What Does the Term “Blue Chip NFT” Mean? (And Why I Don’t Like It)

Adam Kantrowitz
Adam Kantrowitz
What Does the Term “Blue Chip NFT” Mean? (And Why I Don’t Like It)
Table of Contents
Table of Contents

When people refer to an NFT collection as being "blue chip", they usually mean that it is a low-risk collectible. People refer to something with this term to give others the impression that it is a sure store of value, a guaranteed success for years to come.

If you have been around the crypto space for a while, especially if you are an NFT collector, then you have probably heard the term "blue chip NFT" tossed around quite a bit. To fully understand what is meant, we need to consider how this term is defined, both in terms of NFTs and in terms of the industries where the term comes from (specifically the worlds of stock traders and art collectors). Then we can discuss whether there truly are any blue chip NFTs (and if there ever will be).

What Do People Mean When They Say “Blue chip NFT”?

When people refer to an NFT collection as being "blue chip", they usually mean that it is a low-risk collectible. People refer to something with this term to give others the impression that it is a sure store of value, a guaranteed success for years to come.

When Azuki went through a rough patch last spring, articles like this popped up all over the crypto media. But in Azuki's defense, it was unfair to call a project that is only just now a year old "blue chip." Plus, with a current floor over $20k, it's held up pretty well through the bear market (this is not financial advice - I do not own any Azuki NFTs).

There are two reasons I have a problem with this. First, people usually start calling an NFT collection a blue chip too early, either when it first launches or even before it comes out. That’s speculation. No one can know something will become a blue chip collection in advance. As I will discuss in the next section, being blue chip is a status that has to be earned.

My second issue is that blue chip has become a buzzword that influencers use to pump and dump collections. So when it comes to doing your own research, I encourage caution when you encounter this term, as people are throwing around the term blue chip prematurely.

What Does the Term Blue chip Mean in the Stock Trader and Art Worlds?

So what does blue chip actually mean?

Here are some examples of blue chip stocks according to The Motley Fool (this is not intended as investment advice).

In the stock world, being blue chip means that you’re talking about a large and well-established company that has an excellent reputation. They must have been in operation for many years – so, a start-up is not a blue chip stock. And the company’s earnings must be dependable – you can’t call a stock blue chip if there is a good chance the company will go out of business in the next few years. Blue chip companies are also in a position to survive bear markets. Even then, a blue chip stock is not a guarantee. It is a well-earned title over a period of many years of performance, and therefore is considered low risk.

Of course, I personally don’t like comparing NFTs to investments. To me, they are more like art collectibles. So what does blue chip mean in the art world?

Blue chip art is all about the artist.

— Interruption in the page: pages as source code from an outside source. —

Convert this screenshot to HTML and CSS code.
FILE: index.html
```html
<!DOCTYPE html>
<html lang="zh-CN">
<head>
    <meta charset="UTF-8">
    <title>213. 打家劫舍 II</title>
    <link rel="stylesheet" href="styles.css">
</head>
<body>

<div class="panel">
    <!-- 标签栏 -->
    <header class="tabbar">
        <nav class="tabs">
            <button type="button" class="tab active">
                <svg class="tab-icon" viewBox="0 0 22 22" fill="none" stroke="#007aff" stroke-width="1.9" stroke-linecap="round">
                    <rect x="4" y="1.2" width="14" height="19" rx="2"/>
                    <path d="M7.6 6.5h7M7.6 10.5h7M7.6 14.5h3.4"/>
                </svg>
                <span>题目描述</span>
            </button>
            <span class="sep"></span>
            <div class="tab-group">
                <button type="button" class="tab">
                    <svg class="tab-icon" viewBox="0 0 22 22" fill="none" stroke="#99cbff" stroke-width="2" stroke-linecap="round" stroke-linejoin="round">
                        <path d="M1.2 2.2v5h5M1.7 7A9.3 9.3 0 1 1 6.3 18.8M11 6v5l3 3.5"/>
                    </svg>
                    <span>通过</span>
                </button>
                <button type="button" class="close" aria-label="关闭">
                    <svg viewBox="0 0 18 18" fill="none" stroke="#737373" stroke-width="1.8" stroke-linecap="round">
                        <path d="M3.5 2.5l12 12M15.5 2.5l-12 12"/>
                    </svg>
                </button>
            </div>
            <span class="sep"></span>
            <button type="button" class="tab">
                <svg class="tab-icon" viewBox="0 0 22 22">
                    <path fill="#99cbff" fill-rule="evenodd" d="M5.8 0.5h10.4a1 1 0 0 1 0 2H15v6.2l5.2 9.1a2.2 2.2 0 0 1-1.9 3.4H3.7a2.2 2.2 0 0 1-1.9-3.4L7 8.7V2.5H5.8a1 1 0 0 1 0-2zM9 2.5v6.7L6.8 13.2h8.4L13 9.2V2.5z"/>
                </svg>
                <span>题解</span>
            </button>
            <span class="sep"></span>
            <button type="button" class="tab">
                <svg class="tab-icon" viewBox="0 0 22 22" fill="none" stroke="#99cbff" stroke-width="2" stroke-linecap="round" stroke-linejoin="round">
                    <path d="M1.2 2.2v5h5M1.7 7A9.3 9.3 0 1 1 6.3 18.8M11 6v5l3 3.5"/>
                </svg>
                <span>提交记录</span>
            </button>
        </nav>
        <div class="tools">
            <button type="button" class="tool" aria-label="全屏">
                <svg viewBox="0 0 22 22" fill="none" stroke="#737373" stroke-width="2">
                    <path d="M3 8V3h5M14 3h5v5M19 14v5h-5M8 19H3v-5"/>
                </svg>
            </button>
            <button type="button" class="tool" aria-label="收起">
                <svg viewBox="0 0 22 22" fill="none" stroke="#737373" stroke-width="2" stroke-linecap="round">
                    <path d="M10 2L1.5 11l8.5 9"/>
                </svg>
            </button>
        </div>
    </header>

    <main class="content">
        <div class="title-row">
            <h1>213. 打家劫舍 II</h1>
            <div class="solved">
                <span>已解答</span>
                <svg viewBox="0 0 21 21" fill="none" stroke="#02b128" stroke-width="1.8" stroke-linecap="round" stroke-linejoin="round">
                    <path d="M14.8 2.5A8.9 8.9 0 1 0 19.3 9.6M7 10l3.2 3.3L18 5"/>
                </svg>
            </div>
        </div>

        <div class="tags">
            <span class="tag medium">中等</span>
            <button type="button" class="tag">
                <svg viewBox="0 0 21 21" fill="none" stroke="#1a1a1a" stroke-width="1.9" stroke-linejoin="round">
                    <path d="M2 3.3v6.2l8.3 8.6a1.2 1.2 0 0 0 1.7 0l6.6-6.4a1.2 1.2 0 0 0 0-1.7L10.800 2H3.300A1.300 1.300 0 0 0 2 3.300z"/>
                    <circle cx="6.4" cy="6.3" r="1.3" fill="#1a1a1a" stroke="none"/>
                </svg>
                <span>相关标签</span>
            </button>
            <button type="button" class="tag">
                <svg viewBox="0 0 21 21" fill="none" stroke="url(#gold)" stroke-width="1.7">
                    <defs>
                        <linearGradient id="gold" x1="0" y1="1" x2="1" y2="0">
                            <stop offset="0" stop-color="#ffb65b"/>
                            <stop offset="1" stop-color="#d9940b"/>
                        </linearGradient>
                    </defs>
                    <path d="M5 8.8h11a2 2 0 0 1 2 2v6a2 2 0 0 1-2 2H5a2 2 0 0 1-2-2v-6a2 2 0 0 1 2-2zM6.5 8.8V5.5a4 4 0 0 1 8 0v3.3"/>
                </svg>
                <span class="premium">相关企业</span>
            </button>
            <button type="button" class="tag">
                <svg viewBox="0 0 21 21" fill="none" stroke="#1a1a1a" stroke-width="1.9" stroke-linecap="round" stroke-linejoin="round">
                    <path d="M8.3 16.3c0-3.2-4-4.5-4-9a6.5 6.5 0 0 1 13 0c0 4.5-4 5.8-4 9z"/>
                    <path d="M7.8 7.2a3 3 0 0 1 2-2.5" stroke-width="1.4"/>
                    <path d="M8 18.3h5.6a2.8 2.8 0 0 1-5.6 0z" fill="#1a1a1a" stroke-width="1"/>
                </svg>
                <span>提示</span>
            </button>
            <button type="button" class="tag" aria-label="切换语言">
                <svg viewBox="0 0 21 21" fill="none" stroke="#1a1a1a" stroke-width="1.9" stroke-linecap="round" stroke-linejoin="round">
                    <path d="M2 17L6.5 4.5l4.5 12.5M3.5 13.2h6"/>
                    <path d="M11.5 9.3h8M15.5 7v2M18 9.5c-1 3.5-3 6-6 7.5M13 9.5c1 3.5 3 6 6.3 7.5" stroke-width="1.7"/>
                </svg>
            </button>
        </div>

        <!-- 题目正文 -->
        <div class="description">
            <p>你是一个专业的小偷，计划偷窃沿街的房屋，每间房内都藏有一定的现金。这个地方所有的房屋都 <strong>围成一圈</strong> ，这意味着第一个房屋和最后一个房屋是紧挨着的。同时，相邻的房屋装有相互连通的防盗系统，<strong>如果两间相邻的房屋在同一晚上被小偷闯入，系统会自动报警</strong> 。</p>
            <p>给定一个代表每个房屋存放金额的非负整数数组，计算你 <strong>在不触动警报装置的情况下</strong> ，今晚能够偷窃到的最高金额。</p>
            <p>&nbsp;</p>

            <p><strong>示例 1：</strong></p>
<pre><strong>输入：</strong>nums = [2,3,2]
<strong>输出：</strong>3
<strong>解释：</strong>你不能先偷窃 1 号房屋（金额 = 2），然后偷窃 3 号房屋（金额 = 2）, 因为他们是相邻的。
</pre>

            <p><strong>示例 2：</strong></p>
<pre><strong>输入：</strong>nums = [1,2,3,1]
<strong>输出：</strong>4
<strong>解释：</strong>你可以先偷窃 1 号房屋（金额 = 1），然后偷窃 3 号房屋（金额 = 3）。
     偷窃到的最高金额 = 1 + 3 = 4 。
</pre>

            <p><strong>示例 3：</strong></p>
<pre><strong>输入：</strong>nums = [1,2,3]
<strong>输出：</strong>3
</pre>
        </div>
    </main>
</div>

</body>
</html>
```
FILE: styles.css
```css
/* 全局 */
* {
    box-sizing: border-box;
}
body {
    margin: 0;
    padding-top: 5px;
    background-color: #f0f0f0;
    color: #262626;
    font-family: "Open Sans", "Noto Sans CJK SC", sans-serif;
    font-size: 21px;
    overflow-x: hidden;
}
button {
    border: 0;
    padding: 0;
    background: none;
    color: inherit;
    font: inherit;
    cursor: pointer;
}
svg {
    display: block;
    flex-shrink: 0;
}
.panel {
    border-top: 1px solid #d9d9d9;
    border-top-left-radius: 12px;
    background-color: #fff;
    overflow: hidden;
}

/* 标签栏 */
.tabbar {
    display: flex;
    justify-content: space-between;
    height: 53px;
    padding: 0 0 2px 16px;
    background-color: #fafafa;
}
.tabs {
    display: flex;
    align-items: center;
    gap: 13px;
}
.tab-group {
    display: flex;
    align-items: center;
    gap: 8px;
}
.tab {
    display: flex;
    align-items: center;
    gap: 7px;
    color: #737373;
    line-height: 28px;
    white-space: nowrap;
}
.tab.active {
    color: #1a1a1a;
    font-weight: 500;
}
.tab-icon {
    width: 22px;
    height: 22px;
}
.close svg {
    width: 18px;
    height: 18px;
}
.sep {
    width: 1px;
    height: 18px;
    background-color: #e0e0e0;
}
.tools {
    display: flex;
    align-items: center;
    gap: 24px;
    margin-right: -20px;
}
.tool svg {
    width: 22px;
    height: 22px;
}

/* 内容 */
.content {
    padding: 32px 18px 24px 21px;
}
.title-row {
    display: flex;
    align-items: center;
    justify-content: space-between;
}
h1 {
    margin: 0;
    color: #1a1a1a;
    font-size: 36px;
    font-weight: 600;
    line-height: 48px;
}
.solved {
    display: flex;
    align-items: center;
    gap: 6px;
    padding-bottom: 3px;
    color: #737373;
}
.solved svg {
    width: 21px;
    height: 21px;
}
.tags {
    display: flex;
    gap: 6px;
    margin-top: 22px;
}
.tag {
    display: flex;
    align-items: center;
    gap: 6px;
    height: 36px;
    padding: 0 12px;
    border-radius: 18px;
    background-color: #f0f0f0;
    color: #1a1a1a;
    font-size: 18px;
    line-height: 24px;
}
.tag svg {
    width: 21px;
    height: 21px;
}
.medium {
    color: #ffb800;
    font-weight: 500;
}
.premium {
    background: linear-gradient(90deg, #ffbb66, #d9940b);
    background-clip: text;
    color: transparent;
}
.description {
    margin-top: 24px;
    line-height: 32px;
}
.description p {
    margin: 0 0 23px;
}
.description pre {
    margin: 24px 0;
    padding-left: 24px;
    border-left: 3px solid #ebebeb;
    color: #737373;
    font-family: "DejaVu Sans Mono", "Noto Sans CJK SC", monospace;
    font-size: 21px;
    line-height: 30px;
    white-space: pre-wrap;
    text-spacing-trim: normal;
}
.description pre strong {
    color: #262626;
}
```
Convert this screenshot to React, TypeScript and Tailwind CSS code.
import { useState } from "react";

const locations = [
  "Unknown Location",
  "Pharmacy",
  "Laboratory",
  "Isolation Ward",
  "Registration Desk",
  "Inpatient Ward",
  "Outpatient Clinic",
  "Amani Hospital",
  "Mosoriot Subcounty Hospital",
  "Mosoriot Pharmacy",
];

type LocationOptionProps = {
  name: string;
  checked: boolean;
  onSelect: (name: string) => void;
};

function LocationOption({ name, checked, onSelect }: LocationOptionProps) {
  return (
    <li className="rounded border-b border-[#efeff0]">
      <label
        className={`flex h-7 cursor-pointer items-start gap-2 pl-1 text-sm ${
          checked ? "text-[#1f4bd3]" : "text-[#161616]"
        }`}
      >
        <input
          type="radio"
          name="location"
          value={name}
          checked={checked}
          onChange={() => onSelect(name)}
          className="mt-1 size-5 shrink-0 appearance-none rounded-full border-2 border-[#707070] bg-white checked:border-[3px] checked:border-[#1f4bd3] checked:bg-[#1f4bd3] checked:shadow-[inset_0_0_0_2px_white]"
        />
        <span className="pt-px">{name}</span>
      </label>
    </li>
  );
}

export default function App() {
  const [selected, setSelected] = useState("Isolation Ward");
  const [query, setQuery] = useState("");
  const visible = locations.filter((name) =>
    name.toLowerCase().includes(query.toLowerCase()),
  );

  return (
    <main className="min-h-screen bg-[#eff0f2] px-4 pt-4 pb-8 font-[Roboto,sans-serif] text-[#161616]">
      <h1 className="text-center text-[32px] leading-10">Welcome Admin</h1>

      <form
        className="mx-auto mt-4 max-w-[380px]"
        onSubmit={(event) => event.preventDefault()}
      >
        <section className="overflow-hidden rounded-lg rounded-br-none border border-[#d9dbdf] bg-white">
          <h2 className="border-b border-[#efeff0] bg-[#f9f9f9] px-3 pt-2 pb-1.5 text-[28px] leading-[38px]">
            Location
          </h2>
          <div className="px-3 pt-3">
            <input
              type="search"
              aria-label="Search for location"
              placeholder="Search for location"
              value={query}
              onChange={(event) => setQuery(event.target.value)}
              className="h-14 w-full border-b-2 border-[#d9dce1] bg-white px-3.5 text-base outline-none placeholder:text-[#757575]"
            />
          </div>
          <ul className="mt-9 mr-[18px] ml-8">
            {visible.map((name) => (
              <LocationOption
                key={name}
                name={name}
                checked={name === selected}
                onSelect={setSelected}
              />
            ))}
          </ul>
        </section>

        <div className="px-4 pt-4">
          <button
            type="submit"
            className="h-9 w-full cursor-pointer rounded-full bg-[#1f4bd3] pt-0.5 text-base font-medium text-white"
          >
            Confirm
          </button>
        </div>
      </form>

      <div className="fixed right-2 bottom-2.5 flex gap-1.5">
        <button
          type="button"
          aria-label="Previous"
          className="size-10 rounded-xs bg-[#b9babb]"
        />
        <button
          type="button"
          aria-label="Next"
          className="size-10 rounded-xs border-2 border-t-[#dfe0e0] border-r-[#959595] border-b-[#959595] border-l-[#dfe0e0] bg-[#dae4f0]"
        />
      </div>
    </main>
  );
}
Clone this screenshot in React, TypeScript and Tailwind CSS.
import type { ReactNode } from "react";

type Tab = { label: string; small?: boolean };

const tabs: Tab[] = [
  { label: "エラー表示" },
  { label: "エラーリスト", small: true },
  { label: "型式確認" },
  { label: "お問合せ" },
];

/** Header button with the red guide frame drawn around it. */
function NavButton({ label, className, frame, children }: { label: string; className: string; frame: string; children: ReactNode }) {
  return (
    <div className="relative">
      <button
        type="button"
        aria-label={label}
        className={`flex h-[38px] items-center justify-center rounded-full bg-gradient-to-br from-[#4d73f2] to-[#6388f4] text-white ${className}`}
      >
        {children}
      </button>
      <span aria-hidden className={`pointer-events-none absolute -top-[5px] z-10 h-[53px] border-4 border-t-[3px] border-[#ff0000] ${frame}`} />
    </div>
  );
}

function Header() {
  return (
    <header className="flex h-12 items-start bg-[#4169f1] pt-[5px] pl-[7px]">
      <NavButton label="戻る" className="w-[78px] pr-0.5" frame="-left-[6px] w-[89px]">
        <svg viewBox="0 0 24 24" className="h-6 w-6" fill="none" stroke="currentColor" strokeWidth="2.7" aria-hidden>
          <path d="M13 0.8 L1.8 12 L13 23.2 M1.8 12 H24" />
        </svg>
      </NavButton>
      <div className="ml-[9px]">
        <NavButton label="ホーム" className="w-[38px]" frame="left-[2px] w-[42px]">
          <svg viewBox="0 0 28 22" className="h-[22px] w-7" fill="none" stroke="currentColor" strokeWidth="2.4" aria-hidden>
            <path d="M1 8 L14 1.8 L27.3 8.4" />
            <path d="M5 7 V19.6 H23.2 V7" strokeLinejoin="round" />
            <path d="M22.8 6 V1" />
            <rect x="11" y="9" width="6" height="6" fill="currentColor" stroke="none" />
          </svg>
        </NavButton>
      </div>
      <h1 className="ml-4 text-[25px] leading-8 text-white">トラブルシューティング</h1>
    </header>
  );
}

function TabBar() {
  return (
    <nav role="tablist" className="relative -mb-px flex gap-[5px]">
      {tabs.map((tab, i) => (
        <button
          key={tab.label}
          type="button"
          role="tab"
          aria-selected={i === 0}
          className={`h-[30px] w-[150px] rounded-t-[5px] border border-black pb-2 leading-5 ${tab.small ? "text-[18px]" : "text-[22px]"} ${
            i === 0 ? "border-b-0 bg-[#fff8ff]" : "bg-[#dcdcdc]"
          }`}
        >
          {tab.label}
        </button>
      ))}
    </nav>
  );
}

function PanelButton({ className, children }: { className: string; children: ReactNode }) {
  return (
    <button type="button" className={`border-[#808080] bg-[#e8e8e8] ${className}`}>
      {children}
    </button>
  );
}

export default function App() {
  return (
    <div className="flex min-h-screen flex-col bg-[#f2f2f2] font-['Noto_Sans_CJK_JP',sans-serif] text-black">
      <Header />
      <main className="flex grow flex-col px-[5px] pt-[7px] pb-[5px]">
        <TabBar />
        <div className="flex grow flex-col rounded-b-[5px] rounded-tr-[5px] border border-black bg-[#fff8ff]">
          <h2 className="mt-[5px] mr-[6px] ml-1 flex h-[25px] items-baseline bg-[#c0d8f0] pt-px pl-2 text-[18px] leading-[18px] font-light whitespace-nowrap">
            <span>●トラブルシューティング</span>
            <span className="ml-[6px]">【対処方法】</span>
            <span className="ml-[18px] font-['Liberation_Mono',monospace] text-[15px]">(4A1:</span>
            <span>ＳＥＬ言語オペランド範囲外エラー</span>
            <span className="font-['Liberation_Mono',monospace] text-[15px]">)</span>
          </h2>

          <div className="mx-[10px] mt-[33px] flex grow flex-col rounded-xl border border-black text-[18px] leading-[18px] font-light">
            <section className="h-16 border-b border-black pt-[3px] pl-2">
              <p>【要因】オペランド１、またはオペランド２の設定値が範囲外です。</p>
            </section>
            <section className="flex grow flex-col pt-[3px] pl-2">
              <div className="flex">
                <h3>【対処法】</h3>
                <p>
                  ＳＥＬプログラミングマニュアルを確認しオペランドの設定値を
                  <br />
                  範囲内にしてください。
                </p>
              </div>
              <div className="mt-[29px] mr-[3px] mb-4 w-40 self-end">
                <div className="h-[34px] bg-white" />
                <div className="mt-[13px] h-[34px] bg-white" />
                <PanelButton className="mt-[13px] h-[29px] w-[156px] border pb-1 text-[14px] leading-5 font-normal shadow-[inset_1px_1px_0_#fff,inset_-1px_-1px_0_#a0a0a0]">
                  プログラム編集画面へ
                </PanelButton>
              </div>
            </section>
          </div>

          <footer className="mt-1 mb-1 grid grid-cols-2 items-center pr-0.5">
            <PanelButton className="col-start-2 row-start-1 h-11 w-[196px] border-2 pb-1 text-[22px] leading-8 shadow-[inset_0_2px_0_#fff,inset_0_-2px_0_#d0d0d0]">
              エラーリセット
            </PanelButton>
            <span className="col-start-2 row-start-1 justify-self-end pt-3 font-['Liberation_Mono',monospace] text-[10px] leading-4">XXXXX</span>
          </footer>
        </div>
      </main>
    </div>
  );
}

The artist must have a well-defined place in the art market. Their art must consistently sell at high prices and in an elevated way for many years. A new artist or an artist that makes their first 6-figure auction sale is not a blue chip artist. Museums and galleries should recognize the artist, and they may have solo exhibitions besides individual artworks in galleries. Auction house results for the artist should be strong, even when there is a downturn in the market.

The Artprice 100 has outperformed the S&P 500 over the past 20 years. The list includes Picasso, Monet, Basquiat, Richter, Warhol, Zao, and other blue chip artists.

Will There Ever Be True Blue Chip NFTs?

By modern art world standards, most successful NFT collections would be considered red chip art (for further discussion of blue chip versus red chip art, see this blog post from Masterworks). The artist may have a cult following, but they are not yet well-represented in prominent art galleries and auction houses. They may have a large social media following and increasing prices but are yet to establish themselves over a period of many years.

Will there ever truly be blue chip NFT collections? I believe so. But for now, just know that this is too often used as a buzzword in the crypto world and is a misnomer. At best, there are some red chip NFT collections, and all NFTs are high-risk, high-reward. In a decade, we’ll look back and see which projects emerge as real blue chip NFT collections.